Requirement: Repeat every record below exactly, leaving out the pictures.

Exercise data:

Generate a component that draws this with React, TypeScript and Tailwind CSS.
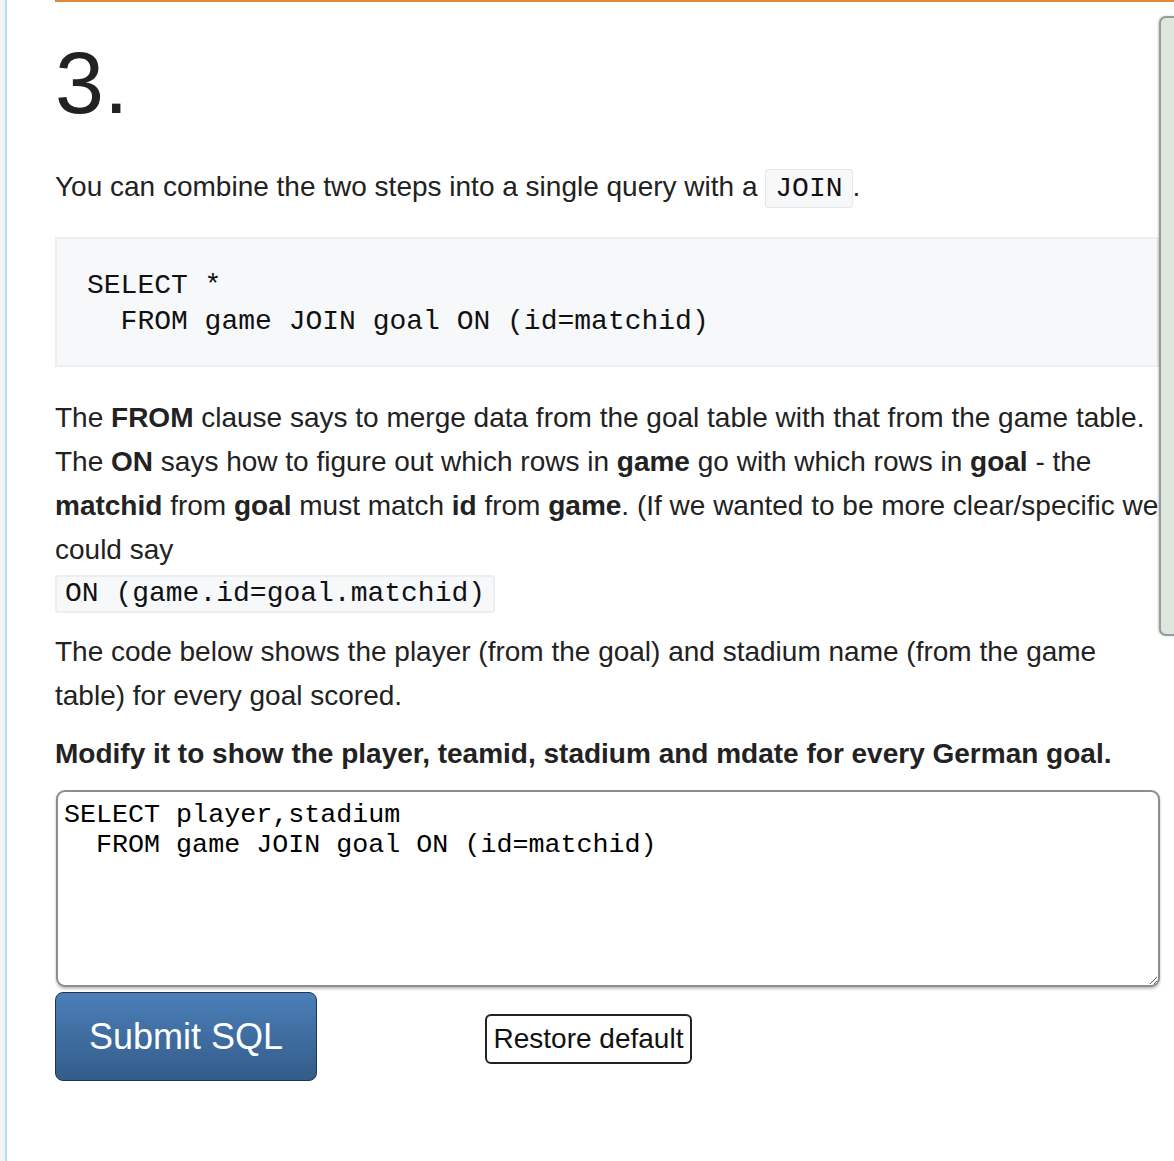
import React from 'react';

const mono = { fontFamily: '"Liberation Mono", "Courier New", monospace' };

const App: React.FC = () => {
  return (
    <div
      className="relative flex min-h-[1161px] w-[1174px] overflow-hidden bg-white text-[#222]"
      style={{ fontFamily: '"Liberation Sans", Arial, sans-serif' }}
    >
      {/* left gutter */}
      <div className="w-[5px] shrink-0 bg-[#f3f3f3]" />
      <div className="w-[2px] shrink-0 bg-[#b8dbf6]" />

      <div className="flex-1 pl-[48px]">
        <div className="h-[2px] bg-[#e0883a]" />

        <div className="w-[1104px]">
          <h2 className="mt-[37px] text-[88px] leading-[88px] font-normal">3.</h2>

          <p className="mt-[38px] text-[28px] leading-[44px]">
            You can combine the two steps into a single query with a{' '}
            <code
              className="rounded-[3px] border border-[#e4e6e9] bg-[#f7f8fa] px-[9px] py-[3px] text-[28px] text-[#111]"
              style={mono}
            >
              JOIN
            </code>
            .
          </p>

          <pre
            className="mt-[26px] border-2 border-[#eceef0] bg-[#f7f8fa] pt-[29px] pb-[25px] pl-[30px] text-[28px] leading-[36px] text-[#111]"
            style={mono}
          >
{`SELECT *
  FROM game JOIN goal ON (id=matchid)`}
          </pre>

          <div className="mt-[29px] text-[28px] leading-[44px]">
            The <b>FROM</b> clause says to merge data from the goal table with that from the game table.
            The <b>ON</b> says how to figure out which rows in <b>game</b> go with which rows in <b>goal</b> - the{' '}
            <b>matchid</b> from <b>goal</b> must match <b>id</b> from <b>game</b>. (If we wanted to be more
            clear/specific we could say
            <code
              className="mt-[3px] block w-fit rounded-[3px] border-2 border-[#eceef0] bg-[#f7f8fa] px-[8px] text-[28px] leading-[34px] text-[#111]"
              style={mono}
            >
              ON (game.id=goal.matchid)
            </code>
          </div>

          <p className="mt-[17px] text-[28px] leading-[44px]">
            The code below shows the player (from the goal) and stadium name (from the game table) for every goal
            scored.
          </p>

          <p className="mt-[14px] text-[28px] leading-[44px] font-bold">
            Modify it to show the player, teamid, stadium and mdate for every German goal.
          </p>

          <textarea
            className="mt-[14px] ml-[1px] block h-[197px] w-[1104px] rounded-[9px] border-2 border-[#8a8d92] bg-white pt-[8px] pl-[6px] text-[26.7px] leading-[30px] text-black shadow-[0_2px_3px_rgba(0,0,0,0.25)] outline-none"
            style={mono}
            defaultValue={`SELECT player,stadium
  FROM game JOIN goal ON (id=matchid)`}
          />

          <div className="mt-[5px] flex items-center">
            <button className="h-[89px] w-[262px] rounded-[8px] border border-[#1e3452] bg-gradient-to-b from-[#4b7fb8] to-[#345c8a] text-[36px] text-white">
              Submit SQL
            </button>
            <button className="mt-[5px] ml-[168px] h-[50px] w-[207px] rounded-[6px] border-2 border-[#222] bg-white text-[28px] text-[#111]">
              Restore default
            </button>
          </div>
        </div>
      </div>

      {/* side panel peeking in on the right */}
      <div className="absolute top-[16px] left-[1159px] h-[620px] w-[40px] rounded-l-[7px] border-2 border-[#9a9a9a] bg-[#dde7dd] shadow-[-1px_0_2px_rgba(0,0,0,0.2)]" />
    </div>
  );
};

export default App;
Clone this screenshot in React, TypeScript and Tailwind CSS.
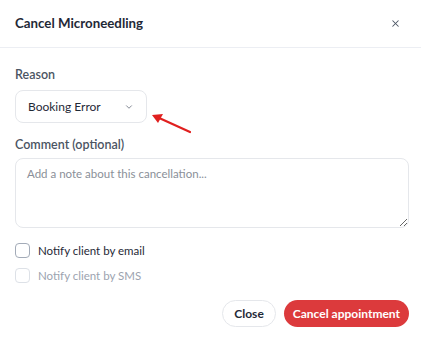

Exercise solution:
Generate a component that draws this with React, TypeScript and Tailwind CSS.
import React from 'react';

const mono = { fontFamily: '"Liberation Mono", "Courier New", monospace' };

const App: React.FC = () => {
  return (
    <div
      className="relative flex min-h-[1161px] w-[1174px] overflow-hidden bg-white text-[#222]"
      style={{ fontFamily: '"Liberation Sans", Arial, sans-serif' }}
    >
      {/* left gutter */}
      <div className="w-[5px] shrink-0 bg-[#f3f3f3]" />
      <div className="w-[2px] shrink-0 bg-[#b8dbf6]" />

      <div className="flex-1 pl-[48px]">
        <div className="h-[2px] bg-[#e0883a]" />

        <div className="w-[1104px]">
          <h2 className="mt-[37px] text-[88px] leading-[88px] font-normal">3.</h2>

          <p className="mt-[38px] text-[28px] leading-[44px]">
            You can combine the two steps into a single query with a{' '}
            <code
              className="rounded-[3px] border border-[#e4e6e9] bg-[#f7f8fa] px-[9px] py-[3px] text-[28px] text-[#111]"
              style={mono}
            >
              JOIN
            </code>
            .
          </p>

          <pre
            className="mt-[26px] border-2 border-[#eceef0] bg-[#f7f8fa] pt-[29px] pb-[25px] pl-[30px] text-[28px] leading-[36px] text-[#111]"
            style={mono}
          >
{`SELECT *
  FROM game JOIN goal ON (id=matchid)`}
          </pre>

          <div className="mt-[29px] text-[28px] leading-[44px]">
            The <b>FROM</b> clause says to merge data from the goal table with that from the game table.
            The <b>ON</b> says how to figure out which rows in <b>game</b> go with which rows in <b>goal</b> - the{' '}
            <b>matchid</b> from <b>goal</b> must match <b>id</b> from <b>game</b>. (If we wanted to be more
            clear/specific we could say
            <code
              className="mt-[3px] block w-fit rounded-[3px] border-2 border-[#eceef0] bg-[#f7f8fa] px-[8px] text-[28px] leading-[34px] text-[#111]"
              style={mono}
            >
              ON (game.id=goal.matchid)
            </code>
          </div>

          <p className="mt-[17px] text-[28px] leading-[44px]">
            The code below shows the player (from the goal) and stadium name (from the game table) for every goal
            scored.
          </p>

          <p className="mt-[14px] text-[28px] leading-[44px] font-bold">
            Modify it to show the player, teamid, stadium and mdate for every German goal.
          </p>

          <textarea
            className="mt-[14px] ml-[1px] block h-[197px] w-[1104px] rounded-[9px] border-2 border-[#8a8d92] bg-white pt-[8px] pl-[6px] text-[26.7px] leading-[30px] text-black shadow-[0_2px_3px_rgba(0,0,0,0.25)] outline-none"
            style={mono}
            defaultValue={`SELECT player,stadium
  FROM game JOIN goal ON (id=matchid)`}
          />

          <div className="mt-[5px] flex items-center">
            <button className="h-[89px] w-[262px] rounded-[8px] border border-[#1e3452] bg-gradient-to-b from-[#4b7fb8] to-[#345c8a] text-[36px] text-white">
              Submit SQL
            </button>
            <button className="mt-[5px] ml-[168px] h-[50px] w-[207px] rounded-[6px] border-2 border-[#222] bg-white text-[28px] text-[#111]">
              Restore default
            </button>
          </div>
        </div>
      </div>

      {/* side panel peeking in on the right */}
      <div className="absolute top-[16px] left-[1159px] h-[620px] w-[40px] rounded-l-[7px] border-2 border-[#9a9a9a] bg-[#dde7dd] shadow-[-1px_0_2px_rgba(0,0,0,0.2)]" />
    </div>
  );
};

export default App;
Clone this screenshot in React, TypeScript and Tailwind CSS.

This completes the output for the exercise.